» **SUPPLIED DATA**
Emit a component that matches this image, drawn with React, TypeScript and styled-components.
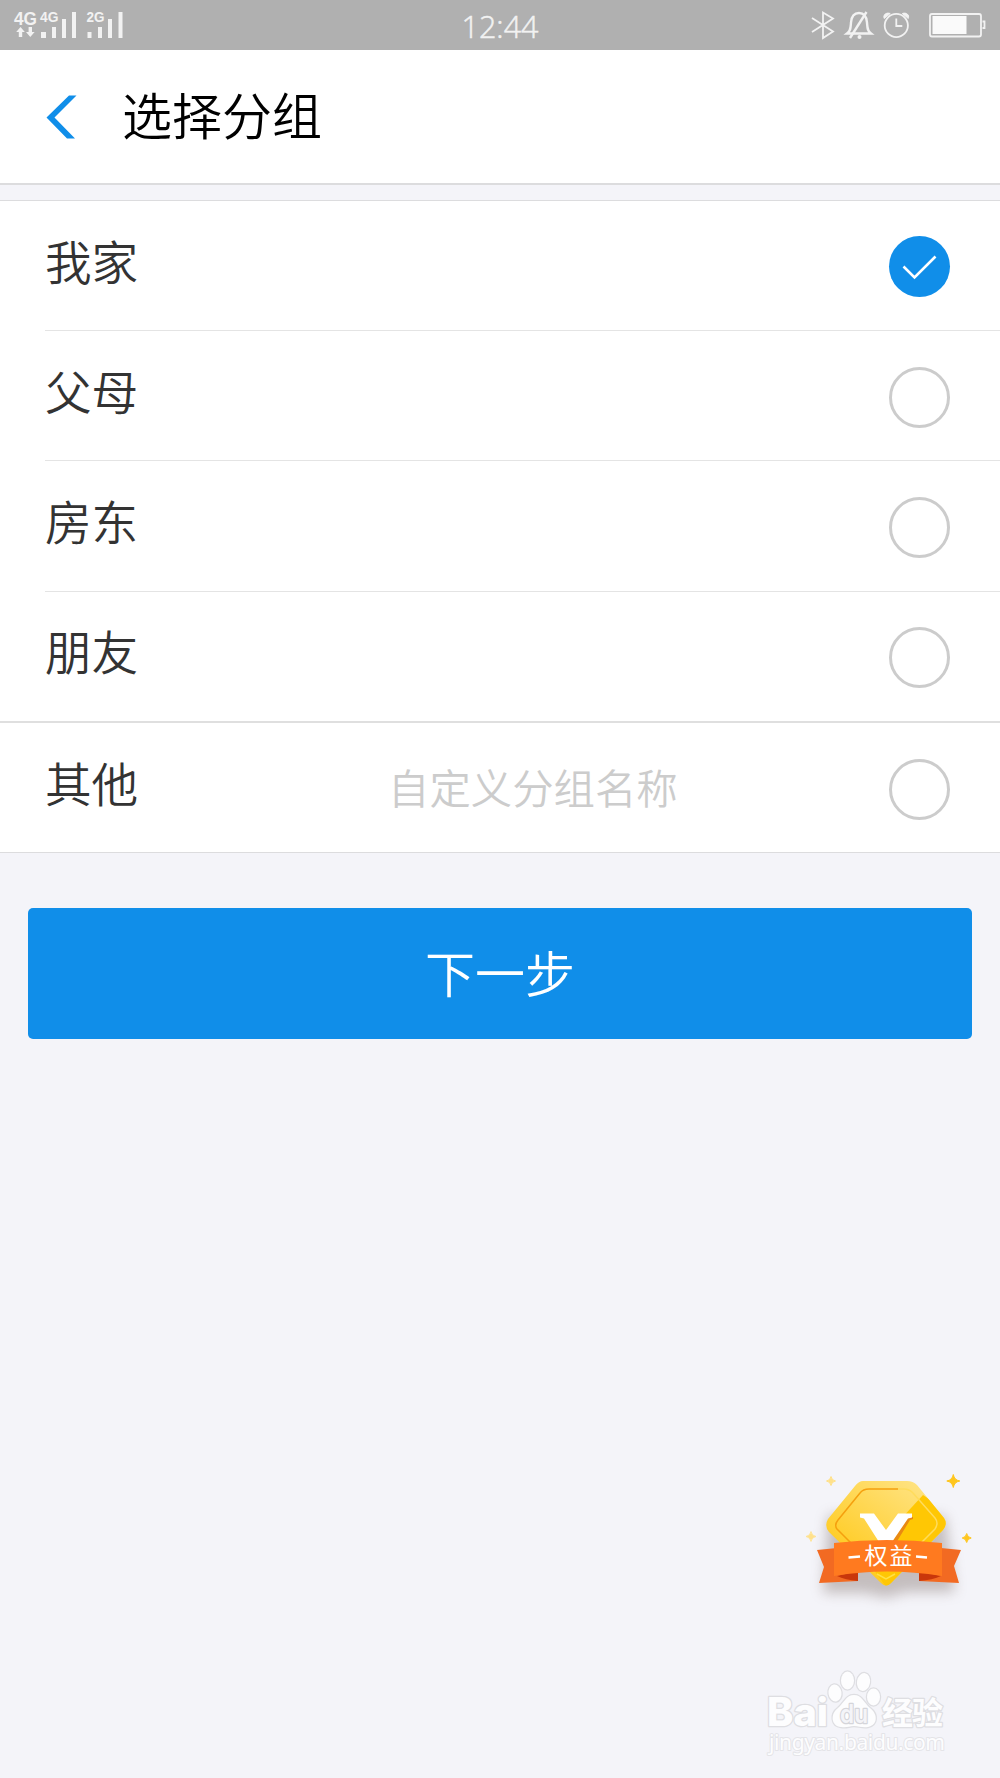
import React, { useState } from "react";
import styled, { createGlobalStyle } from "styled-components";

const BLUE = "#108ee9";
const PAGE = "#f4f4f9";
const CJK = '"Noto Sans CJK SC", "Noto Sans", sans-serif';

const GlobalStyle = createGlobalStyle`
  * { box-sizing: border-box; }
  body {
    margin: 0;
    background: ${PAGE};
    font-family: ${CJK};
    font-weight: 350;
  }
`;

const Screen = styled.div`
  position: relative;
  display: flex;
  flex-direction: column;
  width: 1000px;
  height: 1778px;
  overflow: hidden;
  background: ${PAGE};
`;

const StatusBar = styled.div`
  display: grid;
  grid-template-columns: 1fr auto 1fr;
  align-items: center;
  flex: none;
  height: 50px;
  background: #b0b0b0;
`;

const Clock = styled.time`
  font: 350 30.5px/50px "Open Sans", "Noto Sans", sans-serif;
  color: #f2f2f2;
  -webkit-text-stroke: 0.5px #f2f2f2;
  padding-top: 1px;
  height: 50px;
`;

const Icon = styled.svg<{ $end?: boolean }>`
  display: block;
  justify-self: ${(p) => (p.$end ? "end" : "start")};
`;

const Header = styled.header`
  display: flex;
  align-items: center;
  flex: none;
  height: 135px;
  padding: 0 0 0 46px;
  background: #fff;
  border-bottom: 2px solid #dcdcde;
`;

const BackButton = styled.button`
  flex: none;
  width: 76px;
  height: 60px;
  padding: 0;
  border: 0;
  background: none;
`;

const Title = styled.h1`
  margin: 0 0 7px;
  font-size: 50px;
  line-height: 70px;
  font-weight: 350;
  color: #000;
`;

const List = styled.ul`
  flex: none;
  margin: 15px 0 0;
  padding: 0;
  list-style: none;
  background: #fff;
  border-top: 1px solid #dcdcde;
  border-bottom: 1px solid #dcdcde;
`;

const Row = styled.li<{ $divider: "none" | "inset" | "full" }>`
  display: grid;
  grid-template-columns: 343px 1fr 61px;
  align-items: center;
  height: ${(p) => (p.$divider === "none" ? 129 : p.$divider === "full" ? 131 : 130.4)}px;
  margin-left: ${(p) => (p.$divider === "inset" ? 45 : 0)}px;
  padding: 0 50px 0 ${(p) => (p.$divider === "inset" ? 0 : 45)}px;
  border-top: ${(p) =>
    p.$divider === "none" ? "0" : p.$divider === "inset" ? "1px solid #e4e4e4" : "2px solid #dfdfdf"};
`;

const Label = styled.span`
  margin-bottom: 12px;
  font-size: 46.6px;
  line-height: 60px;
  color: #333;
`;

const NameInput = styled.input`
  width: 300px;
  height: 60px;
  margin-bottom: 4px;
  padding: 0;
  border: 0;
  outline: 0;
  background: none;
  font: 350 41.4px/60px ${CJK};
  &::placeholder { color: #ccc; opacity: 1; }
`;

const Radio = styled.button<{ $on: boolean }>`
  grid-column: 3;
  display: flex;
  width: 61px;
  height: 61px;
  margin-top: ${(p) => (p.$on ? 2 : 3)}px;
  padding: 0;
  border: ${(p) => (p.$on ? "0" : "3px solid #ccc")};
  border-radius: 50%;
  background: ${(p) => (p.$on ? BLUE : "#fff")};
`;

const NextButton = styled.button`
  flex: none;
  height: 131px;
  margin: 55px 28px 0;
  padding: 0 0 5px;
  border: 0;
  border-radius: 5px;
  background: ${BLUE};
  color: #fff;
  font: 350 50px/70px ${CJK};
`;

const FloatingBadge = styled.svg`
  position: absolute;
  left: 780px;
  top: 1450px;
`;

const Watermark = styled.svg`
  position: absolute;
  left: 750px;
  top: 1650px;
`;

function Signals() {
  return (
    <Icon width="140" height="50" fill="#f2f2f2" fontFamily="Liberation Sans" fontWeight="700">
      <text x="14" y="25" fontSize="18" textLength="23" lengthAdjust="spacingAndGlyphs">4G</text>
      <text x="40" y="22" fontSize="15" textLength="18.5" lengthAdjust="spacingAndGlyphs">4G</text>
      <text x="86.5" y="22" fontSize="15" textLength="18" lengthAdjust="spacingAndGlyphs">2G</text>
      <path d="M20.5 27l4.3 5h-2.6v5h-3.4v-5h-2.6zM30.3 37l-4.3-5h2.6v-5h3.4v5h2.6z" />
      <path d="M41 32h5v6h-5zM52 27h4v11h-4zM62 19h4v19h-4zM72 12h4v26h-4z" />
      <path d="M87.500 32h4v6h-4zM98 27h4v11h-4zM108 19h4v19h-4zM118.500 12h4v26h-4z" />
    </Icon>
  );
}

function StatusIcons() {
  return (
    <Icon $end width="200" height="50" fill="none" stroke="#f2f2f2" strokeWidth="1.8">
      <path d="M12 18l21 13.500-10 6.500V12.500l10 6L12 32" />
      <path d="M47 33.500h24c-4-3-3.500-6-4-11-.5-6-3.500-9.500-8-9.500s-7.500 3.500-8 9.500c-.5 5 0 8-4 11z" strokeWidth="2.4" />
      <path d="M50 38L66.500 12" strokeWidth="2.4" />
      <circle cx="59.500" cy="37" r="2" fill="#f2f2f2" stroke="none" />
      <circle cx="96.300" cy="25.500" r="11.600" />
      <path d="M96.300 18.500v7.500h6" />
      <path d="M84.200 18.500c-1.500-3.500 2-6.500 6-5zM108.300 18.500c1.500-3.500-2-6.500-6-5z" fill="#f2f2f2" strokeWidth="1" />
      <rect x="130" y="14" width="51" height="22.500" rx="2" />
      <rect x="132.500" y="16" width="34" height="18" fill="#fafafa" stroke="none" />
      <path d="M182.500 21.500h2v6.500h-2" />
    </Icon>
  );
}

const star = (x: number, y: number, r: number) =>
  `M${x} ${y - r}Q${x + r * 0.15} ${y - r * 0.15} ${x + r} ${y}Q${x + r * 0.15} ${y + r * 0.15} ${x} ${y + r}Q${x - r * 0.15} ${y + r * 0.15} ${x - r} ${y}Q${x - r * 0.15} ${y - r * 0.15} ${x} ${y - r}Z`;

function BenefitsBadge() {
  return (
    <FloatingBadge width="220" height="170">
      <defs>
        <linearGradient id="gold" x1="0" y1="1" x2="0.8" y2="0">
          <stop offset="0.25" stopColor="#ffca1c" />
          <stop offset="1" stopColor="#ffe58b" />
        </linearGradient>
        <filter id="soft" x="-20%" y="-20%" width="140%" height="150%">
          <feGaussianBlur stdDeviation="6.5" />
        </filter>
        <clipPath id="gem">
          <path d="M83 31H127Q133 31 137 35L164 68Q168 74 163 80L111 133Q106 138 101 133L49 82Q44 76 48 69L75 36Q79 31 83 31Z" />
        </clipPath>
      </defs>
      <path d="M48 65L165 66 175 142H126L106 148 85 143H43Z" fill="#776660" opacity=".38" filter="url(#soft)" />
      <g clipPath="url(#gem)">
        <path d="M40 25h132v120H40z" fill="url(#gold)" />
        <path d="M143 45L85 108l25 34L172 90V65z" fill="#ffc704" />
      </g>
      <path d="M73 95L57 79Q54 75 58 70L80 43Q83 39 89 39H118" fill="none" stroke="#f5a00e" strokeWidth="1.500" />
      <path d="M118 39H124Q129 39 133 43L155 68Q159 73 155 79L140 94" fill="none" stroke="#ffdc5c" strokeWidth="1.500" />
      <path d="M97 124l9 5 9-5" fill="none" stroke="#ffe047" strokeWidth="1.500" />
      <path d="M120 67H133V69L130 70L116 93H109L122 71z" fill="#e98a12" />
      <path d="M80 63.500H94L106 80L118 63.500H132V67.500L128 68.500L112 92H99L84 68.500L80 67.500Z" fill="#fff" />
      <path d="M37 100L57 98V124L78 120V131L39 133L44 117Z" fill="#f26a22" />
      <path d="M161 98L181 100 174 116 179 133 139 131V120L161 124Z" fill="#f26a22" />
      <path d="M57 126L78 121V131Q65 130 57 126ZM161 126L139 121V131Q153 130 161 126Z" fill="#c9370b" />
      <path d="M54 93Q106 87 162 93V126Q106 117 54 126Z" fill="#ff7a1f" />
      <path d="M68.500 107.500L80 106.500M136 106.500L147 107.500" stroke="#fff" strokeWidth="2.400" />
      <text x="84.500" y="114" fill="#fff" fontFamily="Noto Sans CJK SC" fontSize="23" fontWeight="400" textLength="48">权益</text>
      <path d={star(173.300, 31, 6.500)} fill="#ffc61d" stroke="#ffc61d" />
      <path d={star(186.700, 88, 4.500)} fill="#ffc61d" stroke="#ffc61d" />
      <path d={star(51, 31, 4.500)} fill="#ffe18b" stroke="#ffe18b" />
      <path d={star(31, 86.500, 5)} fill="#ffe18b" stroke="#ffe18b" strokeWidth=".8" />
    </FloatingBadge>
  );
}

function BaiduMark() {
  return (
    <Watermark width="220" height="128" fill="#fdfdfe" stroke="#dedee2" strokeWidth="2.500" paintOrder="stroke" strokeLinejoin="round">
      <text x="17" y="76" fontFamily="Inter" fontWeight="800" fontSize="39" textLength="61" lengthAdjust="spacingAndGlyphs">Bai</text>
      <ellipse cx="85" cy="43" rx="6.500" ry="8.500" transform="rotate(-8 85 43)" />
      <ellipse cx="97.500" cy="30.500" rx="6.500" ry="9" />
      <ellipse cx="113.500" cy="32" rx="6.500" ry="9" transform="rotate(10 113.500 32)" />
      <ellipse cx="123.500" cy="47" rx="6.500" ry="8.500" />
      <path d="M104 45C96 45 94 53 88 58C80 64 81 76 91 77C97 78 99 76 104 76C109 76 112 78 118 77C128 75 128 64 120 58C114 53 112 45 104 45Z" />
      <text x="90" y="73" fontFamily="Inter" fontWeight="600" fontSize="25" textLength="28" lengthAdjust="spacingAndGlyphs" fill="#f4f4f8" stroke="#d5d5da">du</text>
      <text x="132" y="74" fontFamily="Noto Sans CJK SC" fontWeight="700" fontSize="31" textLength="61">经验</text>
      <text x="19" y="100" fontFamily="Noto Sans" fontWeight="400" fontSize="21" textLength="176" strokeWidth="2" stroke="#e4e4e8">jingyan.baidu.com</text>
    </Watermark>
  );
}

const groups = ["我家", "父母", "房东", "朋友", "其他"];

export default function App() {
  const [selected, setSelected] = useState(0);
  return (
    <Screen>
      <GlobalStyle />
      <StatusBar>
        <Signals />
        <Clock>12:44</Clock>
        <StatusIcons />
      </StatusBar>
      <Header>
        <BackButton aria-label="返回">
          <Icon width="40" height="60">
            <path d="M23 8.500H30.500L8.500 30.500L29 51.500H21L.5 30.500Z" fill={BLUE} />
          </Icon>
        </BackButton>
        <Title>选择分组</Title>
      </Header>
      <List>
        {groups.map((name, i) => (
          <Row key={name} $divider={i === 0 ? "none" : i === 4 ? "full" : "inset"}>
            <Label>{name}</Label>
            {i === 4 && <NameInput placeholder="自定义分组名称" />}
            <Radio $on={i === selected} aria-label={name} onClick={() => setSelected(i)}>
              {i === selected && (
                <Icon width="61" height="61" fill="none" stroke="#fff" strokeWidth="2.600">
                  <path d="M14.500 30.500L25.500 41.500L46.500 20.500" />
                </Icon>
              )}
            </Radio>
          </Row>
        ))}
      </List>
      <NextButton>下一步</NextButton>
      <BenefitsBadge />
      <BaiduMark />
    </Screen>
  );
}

» **EXERCISE OBJECTIVE**
Give the count of lines in the listing above that include "React", with no other words.

» **FULL OUTPUT**
2